Begin

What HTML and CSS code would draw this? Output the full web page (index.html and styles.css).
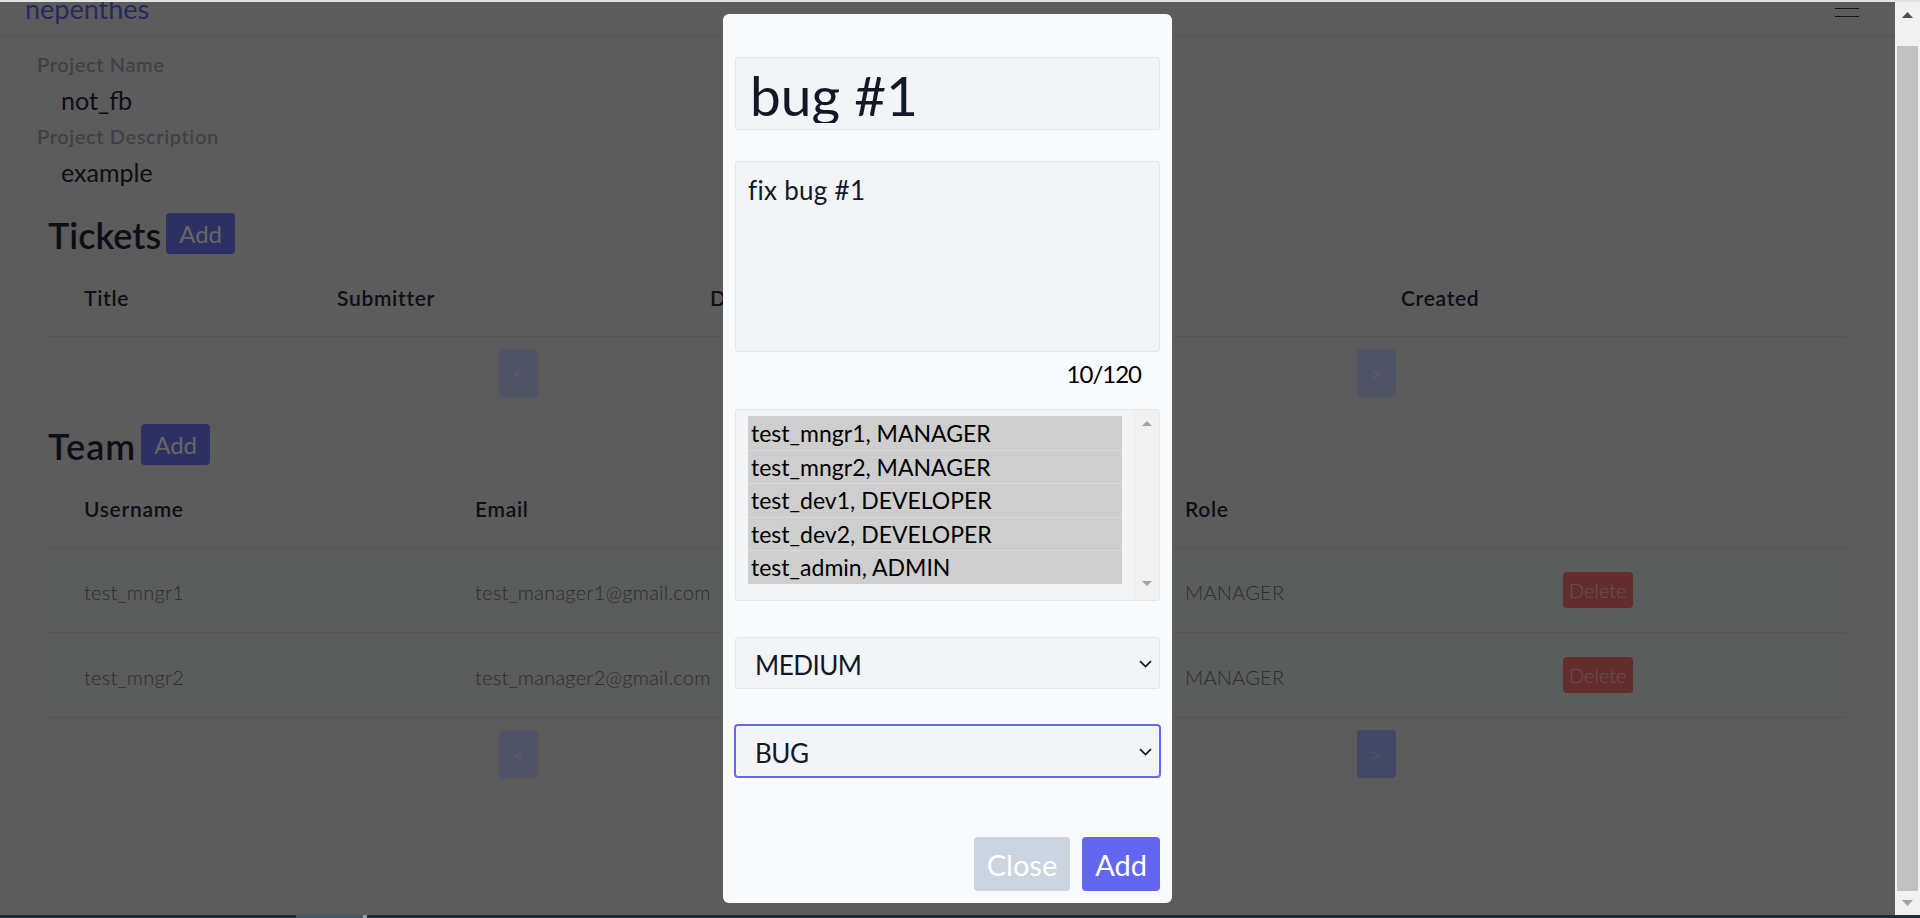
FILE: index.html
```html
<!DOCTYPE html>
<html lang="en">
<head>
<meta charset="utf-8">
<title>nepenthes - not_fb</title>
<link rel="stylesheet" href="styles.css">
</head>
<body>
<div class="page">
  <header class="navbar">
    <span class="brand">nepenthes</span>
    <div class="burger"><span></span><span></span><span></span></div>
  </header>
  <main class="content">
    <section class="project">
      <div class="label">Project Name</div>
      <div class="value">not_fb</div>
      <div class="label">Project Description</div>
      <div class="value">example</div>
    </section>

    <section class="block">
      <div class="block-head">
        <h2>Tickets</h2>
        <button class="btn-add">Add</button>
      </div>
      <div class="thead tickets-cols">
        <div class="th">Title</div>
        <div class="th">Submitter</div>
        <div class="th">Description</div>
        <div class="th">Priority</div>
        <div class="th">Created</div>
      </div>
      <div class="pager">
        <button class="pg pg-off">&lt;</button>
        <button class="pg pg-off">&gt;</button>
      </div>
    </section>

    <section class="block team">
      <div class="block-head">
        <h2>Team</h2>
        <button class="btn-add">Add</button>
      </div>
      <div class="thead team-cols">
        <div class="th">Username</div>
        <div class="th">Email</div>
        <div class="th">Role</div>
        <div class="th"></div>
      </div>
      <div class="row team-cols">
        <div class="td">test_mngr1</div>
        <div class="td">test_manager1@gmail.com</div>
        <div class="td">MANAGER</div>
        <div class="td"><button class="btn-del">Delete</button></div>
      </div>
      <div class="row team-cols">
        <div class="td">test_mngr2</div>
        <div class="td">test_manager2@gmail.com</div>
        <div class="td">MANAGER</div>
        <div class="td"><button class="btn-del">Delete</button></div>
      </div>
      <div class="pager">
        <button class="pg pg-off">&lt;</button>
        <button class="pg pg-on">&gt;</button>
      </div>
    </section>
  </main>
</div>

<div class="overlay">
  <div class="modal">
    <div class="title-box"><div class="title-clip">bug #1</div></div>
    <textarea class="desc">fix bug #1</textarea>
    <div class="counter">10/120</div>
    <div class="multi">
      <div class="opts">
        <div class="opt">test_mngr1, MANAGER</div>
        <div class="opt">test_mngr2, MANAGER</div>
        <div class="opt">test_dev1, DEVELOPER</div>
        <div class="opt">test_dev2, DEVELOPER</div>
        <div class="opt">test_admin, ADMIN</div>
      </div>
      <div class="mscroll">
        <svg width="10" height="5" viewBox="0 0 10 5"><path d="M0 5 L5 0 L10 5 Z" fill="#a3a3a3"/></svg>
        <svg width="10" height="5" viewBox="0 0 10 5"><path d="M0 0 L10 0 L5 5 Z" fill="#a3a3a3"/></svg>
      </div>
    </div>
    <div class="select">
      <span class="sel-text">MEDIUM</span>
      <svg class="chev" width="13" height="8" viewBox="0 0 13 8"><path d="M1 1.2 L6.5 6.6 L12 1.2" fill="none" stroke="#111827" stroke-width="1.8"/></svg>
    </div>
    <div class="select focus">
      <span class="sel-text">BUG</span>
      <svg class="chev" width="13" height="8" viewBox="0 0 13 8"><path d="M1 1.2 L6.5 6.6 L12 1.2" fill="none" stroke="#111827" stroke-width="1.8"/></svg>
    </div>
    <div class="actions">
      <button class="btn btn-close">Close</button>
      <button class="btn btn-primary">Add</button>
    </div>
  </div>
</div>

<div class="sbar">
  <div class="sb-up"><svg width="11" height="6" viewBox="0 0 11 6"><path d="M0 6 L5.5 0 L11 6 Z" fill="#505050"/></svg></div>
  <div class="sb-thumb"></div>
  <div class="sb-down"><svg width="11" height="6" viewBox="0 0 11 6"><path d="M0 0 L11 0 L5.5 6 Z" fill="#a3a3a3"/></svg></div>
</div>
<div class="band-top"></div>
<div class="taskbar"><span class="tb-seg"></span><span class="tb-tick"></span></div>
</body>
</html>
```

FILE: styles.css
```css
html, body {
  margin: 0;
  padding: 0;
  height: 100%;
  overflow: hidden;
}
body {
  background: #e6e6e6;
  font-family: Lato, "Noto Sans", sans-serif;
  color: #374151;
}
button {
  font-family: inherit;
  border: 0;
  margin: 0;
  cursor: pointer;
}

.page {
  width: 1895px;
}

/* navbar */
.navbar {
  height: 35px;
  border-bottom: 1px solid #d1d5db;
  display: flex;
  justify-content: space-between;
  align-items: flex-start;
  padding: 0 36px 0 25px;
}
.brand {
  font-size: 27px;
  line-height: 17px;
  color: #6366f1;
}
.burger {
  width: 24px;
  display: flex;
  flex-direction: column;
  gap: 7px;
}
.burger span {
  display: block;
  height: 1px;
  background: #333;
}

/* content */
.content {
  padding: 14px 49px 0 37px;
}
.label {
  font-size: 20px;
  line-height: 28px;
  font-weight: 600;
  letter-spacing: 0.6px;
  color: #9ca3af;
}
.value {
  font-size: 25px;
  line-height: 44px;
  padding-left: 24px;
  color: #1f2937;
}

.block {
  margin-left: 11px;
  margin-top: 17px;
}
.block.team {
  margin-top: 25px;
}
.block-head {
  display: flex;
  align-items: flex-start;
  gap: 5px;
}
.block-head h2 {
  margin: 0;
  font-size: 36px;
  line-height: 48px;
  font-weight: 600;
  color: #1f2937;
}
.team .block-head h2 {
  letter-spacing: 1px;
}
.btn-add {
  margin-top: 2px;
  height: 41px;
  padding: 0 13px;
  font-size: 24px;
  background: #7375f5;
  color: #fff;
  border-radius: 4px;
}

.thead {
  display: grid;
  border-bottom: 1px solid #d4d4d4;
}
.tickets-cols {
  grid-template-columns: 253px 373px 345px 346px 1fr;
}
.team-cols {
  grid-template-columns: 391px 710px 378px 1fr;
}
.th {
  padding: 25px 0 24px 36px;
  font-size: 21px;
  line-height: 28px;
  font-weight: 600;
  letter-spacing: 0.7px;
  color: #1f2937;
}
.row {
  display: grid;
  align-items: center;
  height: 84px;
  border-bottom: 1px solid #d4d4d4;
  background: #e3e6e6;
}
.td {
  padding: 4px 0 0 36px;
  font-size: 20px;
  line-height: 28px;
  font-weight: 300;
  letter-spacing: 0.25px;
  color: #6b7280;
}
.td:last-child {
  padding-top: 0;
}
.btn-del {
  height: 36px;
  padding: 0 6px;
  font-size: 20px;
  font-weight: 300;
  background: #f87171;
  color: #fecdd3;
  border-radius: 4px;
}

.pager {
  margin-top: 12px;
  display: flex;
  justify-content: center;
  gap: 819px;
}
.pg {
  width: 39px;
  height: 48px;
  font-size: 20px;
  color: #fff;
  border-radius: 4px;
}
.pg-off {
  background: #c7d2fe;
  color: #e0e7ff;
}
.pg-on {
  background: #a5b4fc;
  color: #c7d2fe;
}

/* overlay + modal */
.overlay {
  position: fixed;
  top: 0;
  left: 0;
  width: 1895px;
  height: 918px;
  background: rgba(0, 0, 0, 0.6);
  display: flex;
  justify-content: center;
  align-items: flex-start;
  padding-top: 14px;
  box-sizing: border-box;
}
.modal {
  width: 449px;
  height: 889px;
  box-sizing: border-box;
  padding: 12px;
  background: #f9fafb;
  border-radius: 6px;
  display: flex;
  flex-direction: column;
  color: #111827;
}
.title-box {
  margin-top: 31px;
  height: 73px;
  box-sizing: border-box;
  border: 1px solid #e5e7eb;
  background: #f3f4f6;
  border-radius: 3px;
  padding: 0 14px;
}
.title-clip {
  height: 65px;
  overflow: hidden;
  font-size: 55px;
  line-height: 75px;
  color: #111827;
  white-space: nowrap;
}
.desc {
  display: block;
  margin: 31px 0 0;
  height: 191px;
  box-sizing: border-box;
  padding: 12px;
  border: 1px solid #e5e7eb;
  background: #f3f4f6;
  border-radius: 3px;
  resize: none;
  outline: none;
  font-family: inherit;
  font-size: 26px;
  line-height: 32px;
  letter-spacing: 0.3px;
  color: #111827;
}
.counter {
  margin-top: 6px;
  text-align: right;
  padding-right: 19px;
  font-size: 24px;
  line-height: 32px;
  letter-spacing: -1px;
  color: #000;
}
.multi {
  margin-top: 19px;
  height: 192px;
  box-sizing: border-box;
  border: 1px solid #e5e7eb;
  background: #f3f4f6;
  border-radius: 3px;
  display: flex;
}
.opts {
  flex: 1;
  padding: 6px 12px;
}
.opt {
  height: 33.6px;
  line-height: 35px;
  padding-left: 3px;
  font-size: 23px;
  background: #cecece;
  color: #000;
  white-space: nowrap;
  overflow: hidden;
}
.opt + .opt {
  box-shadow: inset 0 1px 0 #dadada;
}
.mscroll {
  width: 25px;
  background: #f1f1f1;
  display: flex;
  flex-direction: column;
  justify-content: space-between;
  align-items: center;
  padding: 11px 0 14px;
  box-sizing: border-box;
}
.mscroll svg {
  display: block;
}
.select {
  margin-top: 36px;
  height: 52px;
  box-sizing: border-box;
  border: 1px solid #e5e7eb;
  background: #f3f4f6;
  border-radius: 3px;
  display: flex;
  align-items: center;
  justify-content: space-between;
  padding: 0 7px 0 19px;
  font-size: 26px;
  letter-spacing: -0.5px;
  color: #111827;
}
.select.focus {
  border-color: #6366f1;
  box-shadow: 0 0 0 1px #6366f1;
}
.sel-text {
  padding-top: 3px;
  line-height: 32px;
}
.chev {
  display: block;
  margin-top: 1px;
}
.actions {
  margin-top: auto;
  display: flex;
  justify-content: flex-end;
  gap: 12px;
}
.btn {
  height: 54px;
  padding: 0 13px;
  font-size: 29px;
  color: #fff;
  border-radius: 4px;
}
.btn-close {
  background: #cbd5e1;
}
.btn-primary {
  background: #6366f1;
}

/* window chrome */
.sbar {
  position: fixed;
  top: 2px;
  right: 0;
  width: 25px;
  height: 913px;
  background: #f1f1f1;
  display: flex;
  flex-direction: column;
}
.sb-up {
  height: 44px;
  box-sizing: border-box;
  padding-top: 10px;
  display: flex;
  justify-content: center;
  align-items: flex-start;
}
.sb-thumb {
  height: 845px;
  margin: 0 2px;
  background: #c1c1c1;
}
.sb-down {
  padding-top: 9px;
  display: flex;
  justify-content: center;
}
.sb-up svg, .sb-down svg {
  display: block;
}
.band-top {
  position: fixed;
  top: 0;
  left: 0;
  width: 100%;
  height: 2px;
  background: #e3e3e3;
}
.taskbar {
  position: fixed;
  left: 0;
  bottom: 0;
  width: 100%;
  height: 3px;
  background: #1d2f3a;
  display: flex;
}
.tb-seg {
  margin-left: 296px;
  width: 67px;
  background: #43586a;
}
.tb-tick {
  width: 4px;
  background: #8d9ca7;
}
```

End

__Direction__.
Only the number is wanted: how many lines of the material contain the word "styles"?

__Task response__.
3